The day of the week looks odd, 0-7, that’s an eight day week surely? This is because all modern cron daemons understand the old assumption of 0-6 with 0 meaning Sunday and the more contemporary 1-7 with 7 being Sunday. Again we can specify (*) for all or a range without or without steps e.g. 0,2,5 (Sunday, Tuesday and Friday).

6.

The command may be a single command, list or pipeline. The command can be scripted within the field. Commonly the command is the name of script.
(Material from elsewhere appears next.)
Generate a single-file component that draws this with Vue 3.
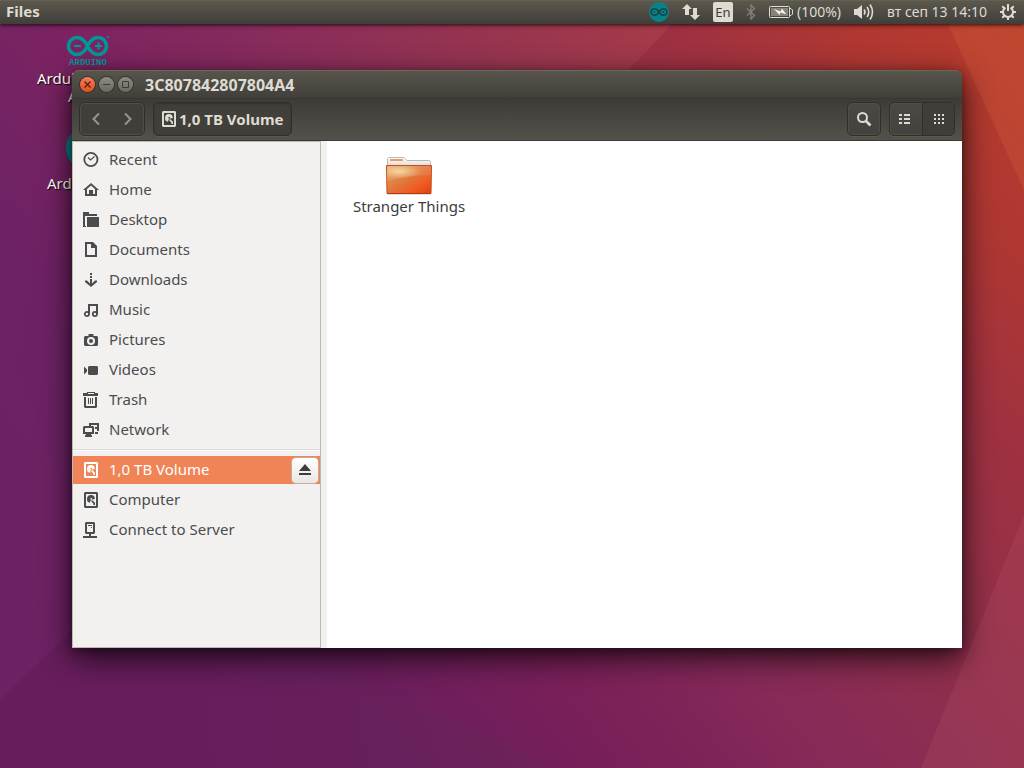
<script setup>
import { ref } from 'vue'

const drive = {
  fill: 'M2 0h12l1 1v14l-1 1H2l-1-1V1zM3 2v12h10V2zM11.800 7a3.900 3.900 0 1 0-4.800 3.800l.500-2 1-1zM7.500 6h1.500v1.500H7.500zM8.500 8.500h1.500l1 1.500 1 .500V13h-1.500l-.500-2-1.500-1z'
}

const places = [
  { name: 'Recent', stroke: 'M14.500 7.500a6.600 6.600 0 1 1-13.200 0a6.600 6.600 0 0 1 13.200 0z', thin: 'M5 5.500L7.500 8l4-3.500' },
  { name: 'Home', fill: 'M8 1L0 8h2v6h12V8h2zM8 3.600L12 7v5h-2V8H6v4H4V7z' },
  { name: 'Desktop', fill: 'M0 0h6v2h8v2H3v11H0zM4 5h12v10H4zM2 4v10h1V4z' },
  { name: 'Documents', fill: 'M2 0h8l4 4v11H2zM4 2v11h8V6H8V2z' },
  { name: 'Downloads', fill: 'M7 1h2v2H7zM7 4h2v2H7zM7 7h2v4.500l3-3h2V10l-6 5L2 10V8.500h2l3 3z' },
  { name: 'Music', fill: 'M5 2h10v10h-2V4H7v8H5z', stroke: 'M6 12a2.100 2.100 0 1 1-4.200 0a2.100 2.100 0 0 1 4.200 0zM14 12a2.100 2.100 0 1 1-4.200 0a2.100 2.100 0 0 1 4.200 0z' },
  { name: 'Pictures', fill: 'M5.500 2h5v2H14l1 1v8l-1 1H2l-1-1V5l1-1h3.500zM8 5a4 4 0 1 0 0 8a4 4 0 0 0 0-8zM8 7a2 2 0 1 1 0 4a2 2 0 0 1 0-4z' },
  { name: 'Videos', fill: 'M1 4.500l3 3v2l-3 3zM6 4h8l1 1v7l-1 1H6L5 12V5z' },
  { name: 'Trash', fill: 'M4 0h8v1h3v3H0V1h4zM5 1v1h6V1zM1 5h2v9h9V5h2v10l-1 1H2l-1-1zM5 6h1v6H5zM7 6h1v6H7zM9 6h1v6H9z' },
  { name: 'Network', fill: 'M6 1h10v8h-2v1h1v2h-3v-2h2V7H12V5h2V3H8v1H6zM1 4h9l1 1v7H8l1 2v1H2v-1l1-2H0V5zM2 6v4h7V6z' }
]

const devices = [
  { name: '1,0 TB Volume', ...drive, mounted: true },
  { name: 'Computer', ...drive },
  { name: 'Connect to Server', fill: 'M3 0h8l1 1v10l-1 1H8v2h6v2H0v-2h6v-2H3l-1-1V1zM4 2v8h6V2zM5 3h4v1H5zM8 5h1v1H8z' }
]

const current = ref('1,0 TB Volume')
</script>

<template>
  <div class="desktop">
    <svg class="wallpaper" viewBox="0 0 1024 768" preserveAspectRatio="none" aria-hidden="true">
      <defs>
        <linearGradient id="facet" x1="0" y1="0" x2="1" y2="0">
          <stop offset="0" stop-color="#8a3fa0" stop-opacity=".12" />
          <stop offset="1" stop-color="#8a3fa0" stop-opacity="0" />
        </linearGradient>
        <linearGradient id="ridge" x1="0" y1="0" x2="1" y2="0">
          <stop offset="0" stop-color="#d06a70" stop-opacity="0" />
          <stop offset="1" stop-color="#d06a70" stop-opacity=".16" />
        </linearGradient>
        <linearGradient id="valley" x1="0" y1="0" x2="1" y2="0">
          <stop offset="0" stop-color="#5c2f50" stop-opacity="0" />
          <stop offset="1" stop-color="#5c2f50" stop-opacity=".25" />
        </linearGradient>
      </defs>
      <polygon points="0,24 0,305 72,520 500,24" fill="url(#facet)" />
      <polygon points="0,305 72,520 72,630 0,700" fill="#8a3a80" opacity=".16" />
      <polygon points="250,24 672,24 300,420" fill="url(#ridge)" />
      <polygon points="948,24 1024,190 1024,24" fill="#d0603a" opacity=".3" />
      <polygon points="1024,515 921,768 1024,768" fill="#c05a70" opacity=".2" />
      <polygon points="200,648 300,648 552,768 200,768" fill="url(#valley)" />
    </svg>

    <header class="panel">
      <span class="app-name">Files</span>
      <div class="tray">
        <button aria-label="Arduino">
          <svg width="20" height="20" viewBox="0 0 20 20">
            <circle cx="10" cy="10" r="10" fill="#0a8287" />
            <path d="M10 10C8.500 7.500 7.500 6.700 5.500 6.700a3.300 3.300 0 0 0 0 6.600C7.500 13.300 8.500 12.500 10 10s2.500-3.300 4.500-3.300a3.300 3.300 0 0 1 0 6.600c-2 0-3-.8-4.500-3.300z" fill="none" stroke="#12454a" stroke-width="1.500" />
            <path d="M4.500 10h2M13.500 10h2M14.500 9v2" stroke="#12454a" />
          </svg>
        </button>
        <button aria-label="Network connections">
          <svg width="18" height="18" viewBox="0 0 18 18" fill="#dfdbd2">
            <path d="M5 1l5 5H7v6H3V6H0z" /><path d="M11 5h4v7h3l-5 5-5-5h3z" />
          </svg>
        </button>
        <button class="layout"><span>En</span></button>
        <button aria-label="Bluetooth">
          <svg width="10" height="16" viewBox="0 0 10 16" fill="none" stroke="#85837b" stroke-width="1.300">
            <path d="M1 4.500l7.500 7L5 15V1l3.500 3.500L1 11.500" />
          </svg>
        </button>
        <button class="battery">
          <svg width="24" height="14" viewBox="0 0 24 14">
            <rect x=".5" y="1.500" width="20" height="11" rx="1" fill="none" stroke="#dfdbd2" />
            <rect x="2" y="3" width="17" height="8" fill="#85837b" />
            <path d="M21 3.500h1l1.500 1.500v4l-1.500 1.500h-1" fill="none" stroke="#dfdbd2" />
            <path d="M5 4l6.500 2.500L13 3.500l4.500 6L11.500 7.500 10.500 10z" fill="#f4f0e6" />
          </svg>
          <span>(100%)</span>
        </button>
        <button aria-label="Volume">
          <svg width="20" height="18" viewBox="0 0 20 18">
            <path d="M0 6h3l5-4v14l-5-4H0z" fill="#dfdbd2" />
            <g fill="none" stroke="#dfdbd2" stroke-width="1.600">
              <path d="M10 6.500q2 2.500 0 5" /><path d="M13 4q3.500 5 0 10" /><path d="M16 1.500q5 7.500 0 15" />
            </g>
          </svg>
        </button>
        <button class="clock"><span>вт сеп 13 14:10</span></button>
        <button aria-label="System">
          <svg width="16" height="16" viewBox="0 0 16 16" fill="none" stroke="#dfdbd2">
            <path d="M5.500 3.700a5 5 0 1 0 5 0" stroke-width="2" />
            <path d="M8 0v7" stroke-width="2" />
            <path d="M2.300 2.300l2 2M13.700 2.300l-2 2M0 8h3M13 8h3M2.300 13.700l2-2M13.700 13.700l-2-2M8 13v3" stroke-width="2" />
          </svg>
        </button>
      </div>
    </header>

    <div class="shortcut first">
      <svg width="44" height="32" viewBox="0 0 44 32">
        <path d="M21.500 11C18.500 5 15.500 2.500 11 2.500a8.500 8.500 0 0 0 0 17c4.500 0 7.500-2.500 10.500-8.500S27.500 2.500 32 2.500a8.500 8.500 0 0 1 0 17c-4.500 0-7.500-2.500-10.500-8.500z" fill="none" stroke="#00979c" stroke-width="3.600" />
        <path d="M8 11h7M29 11h7M32.500 7.500v7" stroke="#00979c" stroke-width="2" />
        <circle cx="42" cy="2" r="1" fill="#00979c" />
        <text x="22" y="30" text-anchor="middle" class="brand">ARDUINO</text>
      </svg>
      <span class="caption">Arduino<br><span class="indent">A</span></span>
    </div>
    <div class="shortcut second">
      <svg width="44" height="44" viewBox="0 0 44 44"><circle cx="22" cy="22" r="22" fill="#0a8287" /></svg>
      <span class="caption">Arduino</span>
    </div>

    <main class="window">
      <div class="titlebar">
        <button class="dot close" aria-label="Close">
          <svg width="7" height="7" viewBox="0 0 7 7"><path d="M.5.500l6 6M6.500.500l-6 6" stroke="#522013" stroke-width="1.300" /></svg>
        </button>
        <button class="dot" aria-label="Minimize">
          <svg width="7" height="7" viewBox="0 0 7 7"><path d="M0 3.500h7" stroke="#3c3b37" /></svg>
        </button>
        <button class="dot" aria-label="Maximize">
          <svg width="7" height="7" viewBox="0 0 7 7"><path d="M.5.500h6v6h-6z" fill="none" stroke="#3c3b37" /></svg>
        </button>
        <h1>3C807842807804A4</h1>
      </div>
      <div class="toolbar">
        <div class="group history">
          <button aria-label="Back"><svg width="16" height="16" viewBox="0 0 16 16"><path d="M11 2.500L5.500 8l5.500 5.500" /></svg></button>
          <button aria-label="Forward"><svg width="16" height="16" viewBox="0 0 16 16"><path d="M5 2.500L10.500 8 5 13.500" /></svg></button>
        </div>
        <button class="group location">
          <svg width="16" height="16" viewBox="0 0 16 16"><path :d="drive.fill" fill="#dfdbd2" fill-rule="evenodd" /></svg>
          <span>1,0 TB Volume</span>
        </button>
        <div class="spacer"></div>
        <div class="group search">
          <button aria-label="Search">
            <svg width="16" height="16" viewBox="0 0 16 16" fill="none" stroke="#dfdbd2"><circle cx="6.500" cy="6.500" r="4.500" stroke-width="2" /><path d="M10 10l4.500 4.500" stroke-width="2.600" /></svg>
          </button>
        </div>
        <div class="group views">
          <button aria-label="List view">
            <svg width="16" height="16" viewBox="0 0 16 16" fill="#dfdbd2"><path d="M1 3h3v2H1zM6 3h6v2H6zM1 7h3v2H1zM6 7h6v2H6zM1 11h3v2H1zM6 11h6v2H6z" /></svg>
          </button>
          <button class="pressed" aria-label="Icon view">
            <svg width="16" height="16" viewBox="0 0 16 16" fill="#dfdbd2"><path d="M3 3h2v2H3zM7 3h2v2H7zM11 3h2v2h-2zM3 7h2v2H3zM7 7h2v2H7zM11 7h2v2h-2zM3 11h2v2H3zM7 11h2v2H7zM11 11h2v2h-2z" /></svg>
          </button>
        </div>
      </div>
      <div class="body">
        <nav class="sidebar">
          <ul v-for="(list, n) in [places, devices]" :key="n">
            <li v-for="item in list" :key="item.name" :class="{ selected: item.name === current }">
              <button class="place" @click="current = item.name">
                <svg width="16" height="16" viewBox="0 0 16 16">
                  <path v-if="item.fill" :d="item.fill" fill="currentColor" fill-rule="evenodd" />
                  <path v-if="item.stroke" :d="item.stroke" fill="none" stroke="currentColor" stroke-width="1.800" />
                  <path v-if="item.thin" :d="item.thin" fill="none" stroke="currentColor" stroke-width="1.200" />
                </svg>
                <span>{{ item.name }}</span>
              </button>
              <button v-if="item.mounted" class="eject" aria-label="Eject">
                <svg width="12" height="12" viewBox="0 0 12 12" fill="#3c3c3c"><path d="M6 0l6 7H0zM0 9h12v2H0z" /></svg>
              </button>
            </li>
          </ul>
        </nav>
        <section class="files">
          <button class="folder">
            <svg width="48" height="40" viewBox="0 0 48 40">
              <defs>
                <linearGradient id="front" x1="0" y1="0" x2="1" y2="1">
                  <stop offset="0" stop-color="#e8a060" /><stop offset=".45" stop-color="#e07a3c" /><stop offset=".75" stop-color="#f05a22" /><stop offset="1" stop-color="#d8400f" />
                </linearGradient>
                <radialGradient id="shine" cx=".28" cy=".35" r=".5">
                  <stop offset="0" stop-color="#f7d9a0" stop-opacity=".9" /><stop offset="1" stop-color="#f7d9a0" stop-opacity="0" />
                </radialGradient>
                <linearGradient id="paper" x1="0" y1="0" x2="0" y2="1">
                  <stop offset="0" stop-color="#fff" /><stop offset="1" stop-color="#d4d4d2" />
                </linearGradient>
              </defs>
              <rect x="2" y="36" width="44" height="3" rx="1" fill="#000" opacity=".12" />
              <path d="M2.500 12V2.500l1-1h15.500l3 3h22.500l1 1V12z" fill="url(#paper)" stroke="#b9b9b6" />
              <rect x="5" y="3" width="13" height="2" fill="#f09a62" />
              <path d="M1.500 9.500h45l-.500 28h-44z" fill="url(#front)" stroke="#c4501c" />
              <path d="M2 10h44v8C30 19 16 22 2 25z" fill="url(#shine)" />
              <path d="M2 10h44v9C30 19 16 22 2 25z" fill="#fff" opacity=".1" />
              <path d="M2 37.500h44" stroke="#b8380c" />
            </svg>
            <span>Stranger Things</span>
          </button>
        </section>
      </div>
    </main>
  </div>
</template>

<style>
html, body, #app { height: 100%; }
body { margin: 0; }
</style>

<style scoped>
.desktop {
  position: relative;
  display: flex;
  flex-direction: column;
  height: 100%;
  overflow: hidden;
  font: 15px/20px "Noto Sans", "Open Sans", sans-serif;
  background: linear-gradient(52deg, #671d5c 0%, #681e5d 25%, #7b2059 40%, #862a58 51%, #933049 68%, #9f3140 78%, #ae3732 87%, #bb3d2c 100%);
}
button {
  margin: 0;
  padding: 0;
  border: 0;
  background: none;
  font: inherit;
  color: inherit;
}
svg { display: block; flex: none; }
ul { list-style: none; margin: 0; padding: 0; }
.wallpaper { position: absolute; inset: 0; width: 100%; height: 100%; }

.panel {
  position: relative;
  display: flex;
  align-items: center;
  justify-content: space-between;
  height: 24px;
  padding: 0 8px 0 6px;
  box-sizing: border-box;
  color: #dfdbd2;
  background: linear-gradient(#5c594f, #3f3e39);
  box-shadow: inset 0 1px 0 #66614f, 0 1px 4px rgba(0, 0, 0, .8);
}
.app-name, .place span { padding-bottom: 2px; }
.app-name { font-weight: 700; }
.tray { display: flex; align-items: center; gap: 13px; font-size: 14px; }
.tray button { display: flex; align-items: center; }
.tray .layout {
  justify-content: center;
  width: 20px;
  height: 20px;
  border-radius: 2px;
  background: #dfdbd2;
  color: #3c3b37;
  font-size: 13px;
}
.tray .battery { gap: 4px; }

.shortcut { position: absolute; color: #fff; text-shadow: 1px 1px 1px #000; }
.shortcut .caption { display: block; line-height: 18px; }
.first { left: 37px; top: 35px; }
.first svg { margin-left: 29px; }
.first .caption { margin-top: 2px; }
.indent { margin-left: 31px; }
.second { left: 47px; top: 126px; }
.second svg { margin-left: 19px; }
.second .caption { margin-top: 4px; }
.brand { font: bold 9px "Liberation Mono", monospace; fill: #00979c; text-shadow: none; }

.window {
  position: absolute;
  inset: 70px 62px 120px 72px;
  display: flex;
  flex-direction: column;
  border-radius: 7px 7px 0 0;
  box-shadow: 0 10px 30px rgba(0, 0, 0, .75), 0 2px 8px rgba(0, 0, 0, .3);
}
.titlebar {
  display: flex;
  align-items: center;
  gap: 4px;
  height: 29px;
  padding: 0 8px;
  box-sizing: border-box;
  border-top: 1px solid #6b675a;
  border-bottom: 1px solid #383733;
  border-radius: 7px 7px 0 0;
  background: linear-gradient(#57554c, #403f3a);
}
.titlebar h1 {
  margin: 0 0 0 8px;
  font-size: 16px;
  line-height: 20px;
  color: #dfdbd2;
}
.dot {
  display: grid;
  place-items: center;
  width: 15px;
  height: 15px;
  box-sizing: border-box;
  border-radius: 50%;
  background: linear-gradient(#8d8b84, #6a6860);
  box-shadow: 0 0 0 1px #35342f;
}
.titlebar .close { background: linear-gradient(#f47c56, #e4501f); }
.toolbar {
  display: flex;
  align-items: flex-start;
  gap: 8px;
  height: 42px;
  padding: 3px 7px 0;
  box-sizing: border-box;
  border-bottom: 1px solid #3a3935;
  background: linear-gradient(#3d3c38, #53514a);
}
.group {
  display: flex;
  height: 34px;
  box-sizing: border-box;
  border: 1px solid #302f2b;
  border-radius: 5px;
  box-shadow: inset 0 0 0 1px #504e47, 0 1px 0 #5b5950;
  overflow: hidden;
}
.group button { display: grid; place-items: center; width: 32px; }
.history { background: #403f3a; }
.history path { fill: none; stroke: #98958c; stroke-width: 2; }
.toolbar .location {
  align-items: center;
  gap: 2px;
  padding: 0 7px;
  color: #dfdbd2;
  font-weight: 700;
  background: #403f3a;
  box-shadow: inset 0 1px 2px #35342f, 0 1px 0 #5b5950;
}
.search, .views { background: linear-gradient(#4a4943, #43423c); }
.views .pressed { background: #3f3e39; border-left: 1px solid #302f2b; }
.spacer { flex: 1; }

.body { display: flex; flex: 1; min-height: 0; background: #f2f1f0; }
.sidebar {
  width: 249px;
  box-sizing: border-box;
  padding-top: 4px;
  border: 1px solid #bdbab4;
  background: #f2f1f0;
  color: #4c4c4c;
}
.sidebar ul + ul {
  margin-top: 3px;
  padding-top: 6px;
  border-top: 1px solid #dcdbd9;
  box-shadow: inset 0 1px 0 #fff;
}
.sidebar li {
  display: flex;
  align-items: center;
  height: 28px;
  padding-bottom: 2px;
  background-clip: content-box;
}
.place {
  display: flex;
  flex: 1;
  align-items: center;
  gap: 10px;
  height: 28px;
  padding-left: 10px;
  text-align: left;
}
.sidebar .selected { background-color: #f08457; color: #fff; }
.eject {
  display: grid;
  place-items: center;
  width: 26px;
  height: 25px;
  margin-right: 2px;
  border-radius: 4px;
  background: linear-gradient(#fff, #e8e7e5);
  box-shadow: 0 0 0 1px #c9ab9c;
}
.files { flex: 1; margin-left: 6px; padding: 15px 20px; background: #fff; }
.folder {
  display: flex;
  flex-direction: column;
  align-items: center;
  width: 124px;
  color: #3c3c3c;
}
</style>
Do bear in mind that the PATH available at run time is fairly minimalist (the Vixie cron used on Ubuntu does allow equates within the crontab to specify the PATH), so it safer to specify the full path of your script.

Access to crontab is controlled in Vixie cron through /etc/cron.allow and /etc/cron.deny. In Dillon’s lightweight crontab access is expected to be controlled simply by requiring membership of the same group as that the crontab binary. I note however that in Slackware at least the default installation sets the binary group id to root but has the execute bit set for all users. If it desired to control access to cron jobs, as it may well be in a large scale academic environment, I would recommend that that a new group "cron" or "cronuser" is created and that the group id and execute permissions on the binary are modified accordingly. Membership of "cron" can then be allocated by seniority or upon request. Alternatively membership can be granted by default and then removed if the facility is being abused.

21.2. Exercises.

Read the crond and crontab manual pages.

Set up a cron job to check the disk usage on your host machine every every 15 minutes and email you if any file system is more than 60% full. Experiment with the parameters set in your script and for test purposes perhaps invert the alert so that you are emailed if any file system is less than 60% full.

Read the manual page for at and then set up an at job to check the CPU Osage in 10 minutes time and email you the results.

Set up a cron job that will run on the 2nd Monday of each month.

Setup a cron job to produce a report annually, starting in an hours time.